But after two years of cuts, the Kansas Board of Regents has appealed the decision, requesting a $62 million increase.

“It is critically important to note that this funding, which would boost the Kansas economy, would be used in a strategically targeted manner to produce a clear return on investment,” said Andy Tompkins, president and chief executive officer of the Kansas Board of Regents.

In the appeal to State Budget Director Duane Goossen, Kansas University Chancellor Bernadette Gray-Little said she understands the state’s budget problems, but adds “Kansas will only be prosperous again if its businesses have educated workers to hire and if Kansas students can gain skills and education they need to fully contribute to the economy.”

Higher education has been cut more than $100 million, or 12 percent, over the past two years as state tax revenues decreased during the recession.

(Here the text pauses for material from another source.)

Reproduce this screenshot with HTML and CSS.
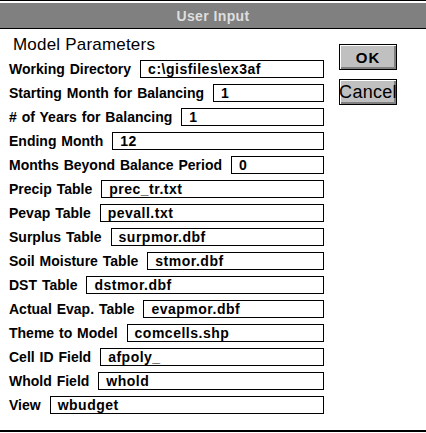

Gray-Little said cuts to KU have meant the elimination of approximately 200 positions, increased class sizes and made it more difficult for students to get the course they must have to graduate on time.

In addition, she said, the cuts have meant KU has not been able to keep up with the demand for engineers and nurses. And the prospect of a third year without a pay raise for faculty and staff “makes our employees particularly vulnerable to be recruited away by other institutions, with the potential of taking millions of dollars in research grants with them,” she said.

The proposed funding increase by the Kansas Board of Regents would:

l Allocate $20.5 million to cover inflation over the past several years.

l Restore $15.7 million for deferred maintenance projects.

l Provide $14.5 million in state funds to grow the Kansas work force, specifically in engineering, nursing and other high need fields.

l Implement a new technical education funding formula that will cost $11.6 million.

The funding increases are aligned with long-range plans to increase retention and graduation rates and align higher education with Kansas’ work force needs, officials said.

The increase for technical education is in response to a legislative directive to develop a funding method based on student credit hours.

Gov.-elect Sam Brownback has said he wants to freeze the current level of overall state funding, although he said adjustments could be made within that framework. Funding of public schools, higher education and social services will be contentious in the legislative session that starts in January.

After two years of making cuts throughout the budget, legislators are looking at another budget gap of at least $500 million because of the expiration of federal stimulus funds to the state.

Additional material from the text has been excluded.